** Stated exercise **
Extract every line that includes the string "this".

** Data shown **

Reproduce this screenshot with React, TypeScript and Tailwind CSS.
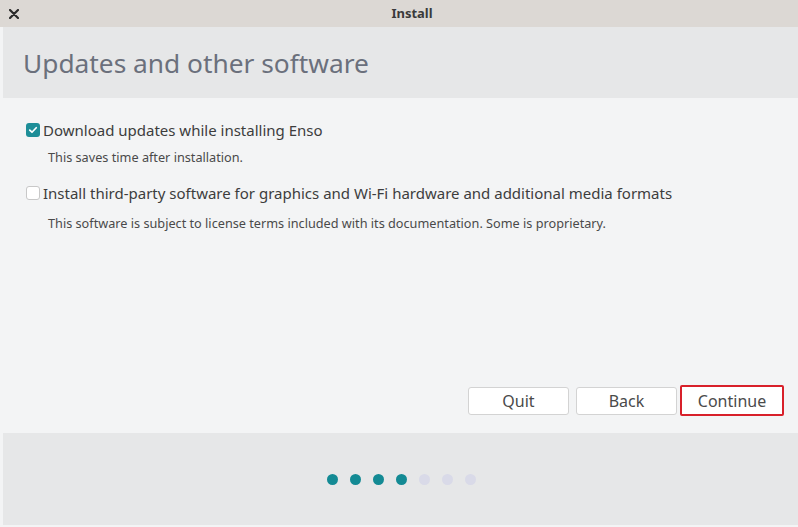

--

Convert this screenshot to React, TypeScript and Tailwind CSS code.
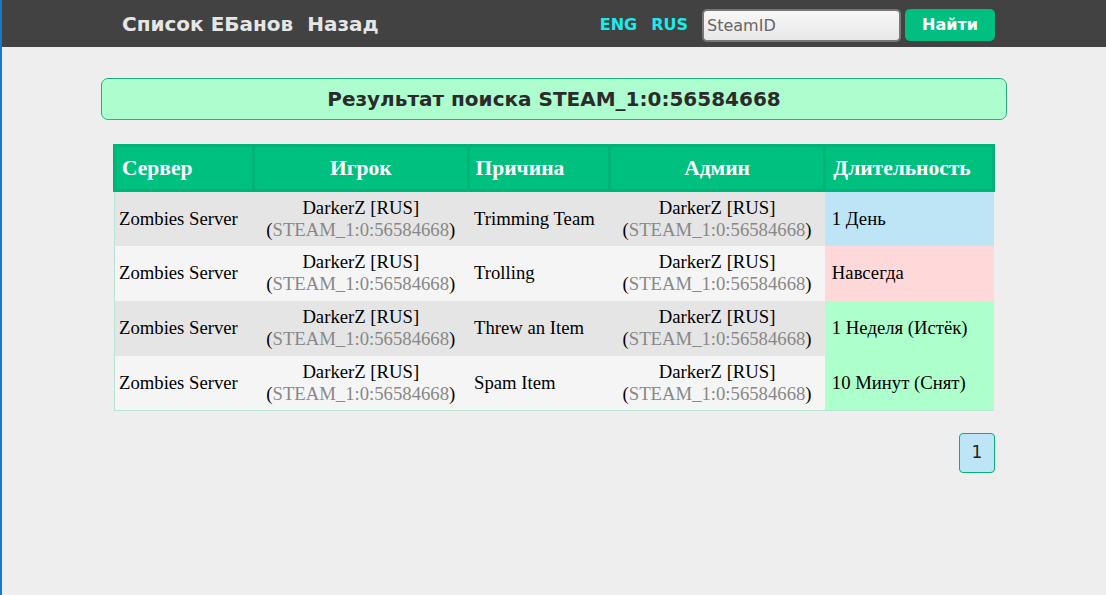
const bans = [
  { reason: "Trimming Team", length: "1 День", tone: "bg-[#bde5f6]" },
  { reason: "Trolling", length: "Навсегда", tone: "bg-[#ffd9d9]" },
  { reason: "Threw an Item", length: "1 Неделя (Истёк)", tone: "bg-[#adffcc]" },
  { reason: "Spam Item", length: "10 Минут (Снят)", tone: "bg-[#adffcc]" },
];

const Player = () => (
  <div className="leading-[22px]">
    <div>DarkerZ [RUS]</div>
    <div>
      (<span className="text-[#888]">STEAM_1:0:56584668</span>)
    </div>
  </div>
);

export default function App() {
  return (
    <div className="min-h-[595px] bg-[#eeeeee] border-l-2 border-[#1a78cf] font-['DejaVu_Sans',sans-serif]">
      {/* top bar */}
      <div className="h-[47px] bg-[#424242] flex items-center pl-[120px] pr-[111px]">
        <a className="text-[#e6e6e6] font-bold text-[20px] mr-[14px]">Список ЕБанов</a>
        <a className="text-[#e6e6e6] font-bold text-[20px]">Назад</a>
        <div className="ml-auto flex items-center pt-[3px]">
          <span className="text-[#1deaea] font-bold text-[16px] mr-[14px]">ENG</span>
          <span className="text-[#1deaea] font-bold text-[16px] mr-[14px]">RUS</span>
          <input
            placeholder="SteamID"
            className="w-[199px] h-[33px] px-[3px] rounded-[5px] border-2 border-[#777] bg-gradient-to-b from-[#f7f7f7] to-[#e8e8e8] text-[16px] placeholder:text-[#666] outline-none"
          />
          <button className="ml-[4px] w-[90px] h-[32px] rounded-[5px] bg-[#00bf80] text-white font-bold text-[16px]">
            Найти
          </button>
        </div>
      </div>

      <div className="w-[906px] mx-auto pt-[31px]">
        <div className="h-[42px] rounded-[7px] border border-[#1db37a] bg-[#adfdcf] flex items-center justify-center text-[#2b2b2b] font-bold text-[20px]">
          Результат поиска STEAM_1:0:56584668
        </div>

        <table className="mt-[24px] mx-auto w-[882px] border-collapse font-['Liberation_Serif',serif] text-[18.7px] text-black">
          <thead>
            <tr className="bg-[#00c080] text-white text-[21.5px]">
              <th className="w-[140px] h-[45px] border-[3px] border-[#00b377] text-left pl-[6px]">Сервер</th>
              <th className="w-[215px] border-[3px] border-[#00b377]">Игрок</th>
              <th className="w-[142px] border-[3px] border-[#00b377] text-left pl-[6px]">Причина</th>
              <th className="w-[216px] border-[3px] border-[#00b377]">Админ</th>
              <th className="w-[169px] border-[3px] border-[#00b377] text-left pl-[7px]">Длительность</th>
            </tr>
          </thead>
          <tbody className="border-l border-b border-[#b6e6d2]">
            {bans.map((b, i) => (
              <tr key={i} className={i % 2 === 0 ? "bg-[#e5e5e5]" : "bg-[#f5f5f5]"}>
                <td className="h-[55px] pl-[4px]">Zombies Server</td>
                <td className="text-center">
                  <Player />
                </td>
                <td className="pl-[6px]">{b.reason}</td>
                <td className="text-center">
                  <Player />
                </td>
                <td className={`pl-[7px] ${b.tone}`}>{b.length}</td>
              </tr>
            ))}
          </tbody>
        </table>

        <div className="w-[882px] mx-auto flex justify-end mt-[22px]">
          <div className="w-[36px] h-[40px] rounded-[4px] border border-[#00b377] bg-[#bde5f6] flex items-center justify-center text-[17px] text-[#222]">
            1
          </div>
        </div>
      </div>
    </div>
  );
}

** Output of the exercise **
Reproduce this screenshot with React, TypeScript and Tailwind CSS.
Convert this screenshot to React, TypeScript and Tailwind CSS code.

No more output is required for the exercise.